The modern Canoe Journey tradition started in 1989, during the state centennial, and has become an enduring part of the cultural and political renaissance of local tribes. We wish them all a safe and successful voyage.
Thumbs up: No ads on buses
The first half dozen new, advertising-free Intercity Transit buses have hit the streets, and they look quite sleek. We applaud IT’s decision to go ad-free to avoid the controversies and expensive lawsuits that political and other ads can cause.
IT General Manager Ann Freeman-Manzanares says the ads also caused confusion: “One person said she wasn’t sure if the bus was on its route or headed to the casino.” And she says riders didn’t like ads covering the windows; they appreciate being able to see out better.

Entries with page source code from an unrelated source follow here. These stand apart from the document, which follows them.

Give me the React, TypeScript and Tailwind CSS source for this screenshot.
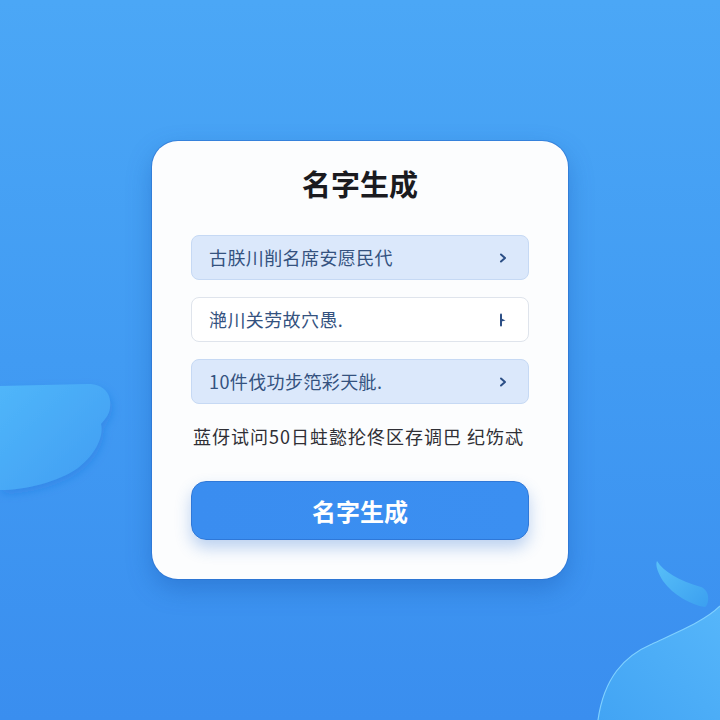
import React from 'react';

const options = [
    { label: '古朕川削名席安愿民代', active: true, icon: 'chevron' },
    { label: '滟川关劳故穴愚.', active: false, icon: 'tick' },
    { label: '10件伐功步笵彩天舭.', active: true, icon: 'chevron' },
];

const Chevron: React.FC<{ kind: string }> = ({ kind }) =>
    kind === 'chevron' ? (
        <svg width="10" height="12" viewBox="0 0 10 12" fill="none">
            <path d="M3 2.5 L7 6 L3 9.5" stroke="#2c4f86" strokeWidth="2" strokeLinecap="round" strokeLinejoin="round" />
        </svg>
    ) : (
        <svg width="10" height="14" viewBox="0 0 10 14" fill="none">
            <path d="M3 1.5 V12.5" stroke="#2c4f86" strokeWidth="2" strokeLinecap="round" />
            <path d="M3.5 5.5 L7.5 7.5 L3.5 8.5 Z" fill="#2c4f86" />
        </svg>
    );

const App: React.FC = () => {
    return (
        <div
            className="relative h-[720px] w-[720px] overflow-hidden bg-gradient-to-b from-[#4ba7f6] via-[#419bf3] to-[#3a8eef] flex items-center justify-center"
            style={{ fontFamily: '"Noto Sans CJK SC", "Noto Sans", sans-serif' }}
        >
            {/* left cloud blob */}
            <svg className="absolute left-0 top-[378px]" width="130" height="125" viewBox="0 0 130 125">
                <defs>
                    <linearGradient id="blobL" x1="0" y1="0" x2="1" y2="1">
                        <stop offset="0" stopColor="#50b6fa" />
                        <stop offset="1" stopColor="#3f9cf2" />
                    </linearGradient>
                    <filter id="softL" x="-20%" y="-20%" width="140%" height="140%">
                        <feDropShadow dx="2" dy="4" stdDeviation="4" floodColor="#1f6fd6" floodOpacity="0.35" />
                    </filter>
                </defs>
                <path
                    d="M0 8 L88 6 C104 6 112 16 110 30 C109 38 104 42 101 46 C104 58 96 76 78 90 C58 104 26 112 0 112 Z"
                    fill="url(#blobL)"
                    filter="url(#softL)"
                />
            </svg>

            {/* bottom right wave and leaf */}
            <svg className="absolute right-0 bottom-0" width="130" height="170" viewBox="0 0 130 170">
                <defs>
                    <linearGradient id="waveR" x1="0" y1="1" x2="1" y2="0">
                        <stop offset="0" stopColor="#42a4f4" />
                        <stop offset="1" stopColor="#56b6fa" />
                    </linearGradient>
                    <linearGradient id="leafR" x1="0" y1="0" x2="1" y2="1">
                        <stop offset="0" stopColor="#58c0f8" />
                        <stop offset="1" stopColor="#3b9ff0" />
                    </linearGradient>
                </defs>
                <path d="M8 170 C14 128 34 106 62 94 C92 80 116 70 130 56 L130 170 Z" fill="url(#waveR)" />
                <path d="M8 170 C14 128 34 106 62 94 C92 80 116 70 130 56" fill="none" stroke="#7fd0ff" strokeWidth="1.2" />
                <path
                    transform="translate(11 9)"
                    d="M56 2 C62 12 78 22 100 28 C110 32 108 46 104 48 C90 46 72 36 62 22 C57 14 54 6 56 2 Z"
                    fill="url(#leafR)"
                />
            </svg>

            <div className="relative z-10 w-[416px] h-[438px] rounded-[26px] bg-[#fcfdfe] ring-1 ring-[#2b6fcf]/60 shadow-[0_10px_24px_rgba(20,80,170,0.35)] px-[39px] pt-[24px] flex flex-col">
                <h1 className="text-center text-[29px] leading-[36px] font-bold text-[#1b1b1f]">名字生成</h1>

                <div className="mt-[34px] flex flex-col gap-[17px]">
                    {options.map(opt => (
                        <div
                            key={opt.label}
                            className={`h-[45px] rounded-[8px] border flex items-center justify-between pl-[17px] pr-[20px] ${
                                opt.active ? 'bg-[#dbe8fb] border-[#c6d9f4]' : 'bg-white border-[#dfe4ec]'
                            }`}
                        >
                            <span className="text-[18px] text-[#34527f] tracking-[0.4px]">{opt.label}</span>
                            <Chevron kind={opt.icon} />
                        </div>
                    ))}
                </div>

                <p className="mt-[20px] text-[18px] leading-[24px] text-[#2f2f35] whitespace-nowrap pl-[2px] tracking-[1px]">
                    蓝伢试问50日蛀懿抡佟区存调巴 纪饬忒
                </p>

                <button className="mt-[33px] h-[59px] w-full rounded-[15px] bg-gradient-to-r from-[#3a8df0] to-[#3b8ff1] border border-[#2f78d8] shadow-[0_8px_16px_rgba(40,110,210,0.3)] text-white text-[24px] font-bold">
                    名字生成
                </button>
            </div>
        </div>
    );
};

export default App;
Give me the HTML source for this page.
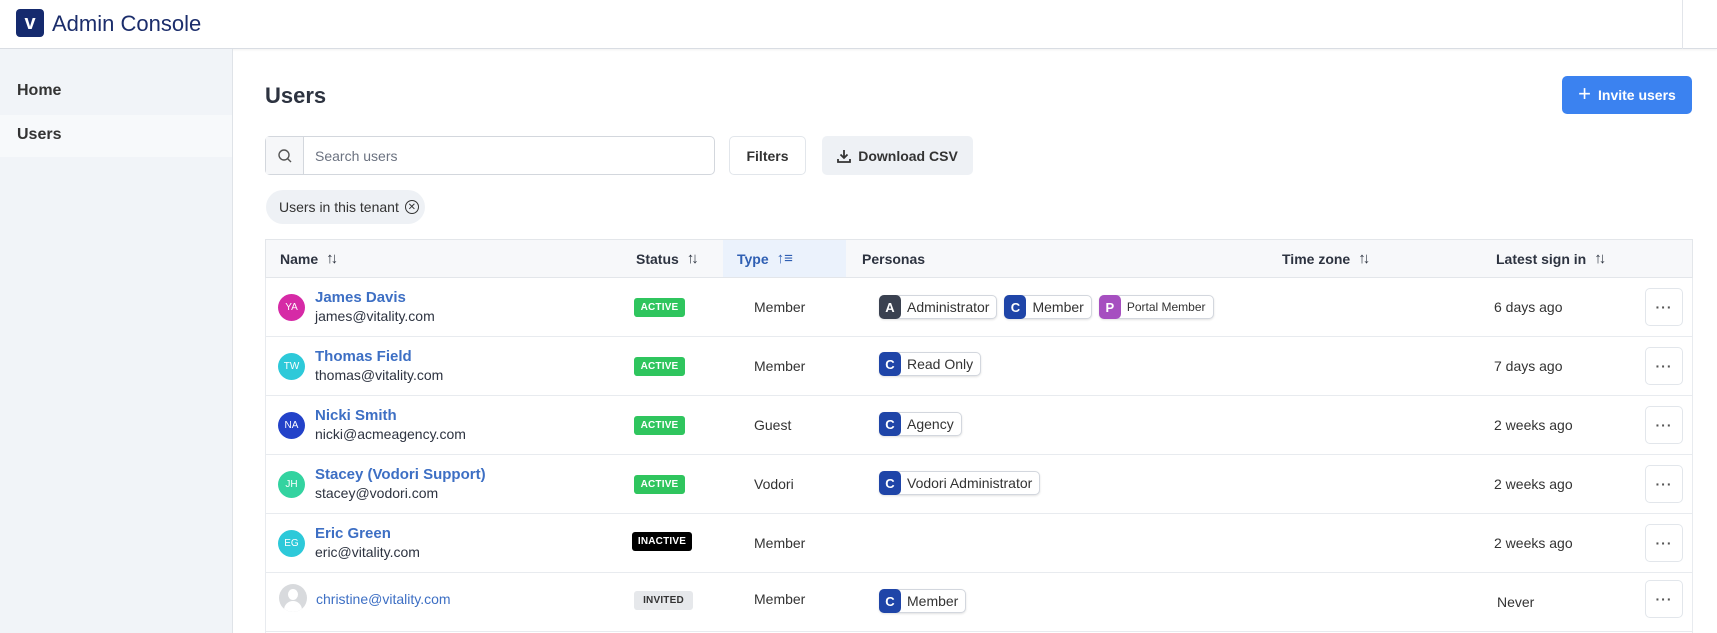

We wondered if the ads could be replaced with local art – but she sensibly noted that art can be every bit as controversial as ads. So OK, we will settle for a restful-to-the-eyes break from relentless advertising.
Thumbs up: Video candidate forums and voters guides you can’t lose
Time speeds up in the summer, so Aug. 6 – our primary election date – will sneak up on you before you’re ready, just like Lakefair did.
Your official primary voters’ guide should be somewhere in your house by now. Surely you can find it, can’t you? If not, it’s online on the Thurston County Auditor’s website.
And if you need to upgrade your mail storage habits, you’d better turn over that new leaf now, because your ballot is on its way – and may have already arrived. You won’t want to find it on top of your refrigerator six weeks from now.
There’s are a few other resources that you can’t misplace and may find helpful: The League of Women Voters hosted local candidate forums on Thurston Community Media that are available on its Youtube channel for your viewing pleasure.
Meanwhile, Olympian reporter Abby Spegman is credited with assembling all the candidate information for an online voters guide on the contested races for city councils and school boards in Olympia, Lacey and Tumwater. (The candidate responses also are being published in Monday’s print newspapers, but don’t worry about saving them when you can go online.)
Thumbs way up: Sculpture downtown
Every year, the city of Olympia improves the public’s vocabulary with its “Plinth Project.” (Plinth: a heavy base supporting a vase or statue.) We think alliteration won out over “Sculpture exhibition and contest,” which is what this is.
There are 15 plinths along the Percival Landing boardwalk; each has a new sculpture each year, and each of us gets to vote for one that the city will buy and display somewhere permanently. The rest are offered for sale to the public by the artists who made them.
It is absolutely worth the time to take a pleasant, easy stroll and look at all of them. There is a container of ballots attached to the fence about midway through the walk that can be filled out and mailed, or deposited at the Olympia Center. You also can vote online on the city’s website. And you don’t have to live in Olympia or be a registered voter to participate.
We’re not endorsing candidates in the government primary election, but we do have a strong favorite in this election: It’s sculpture No. 8, “Truth Beloved” by Mardi Rees. We hope you will agree, but even if you don’t, let your voice be heard on art and in the upcoming primary.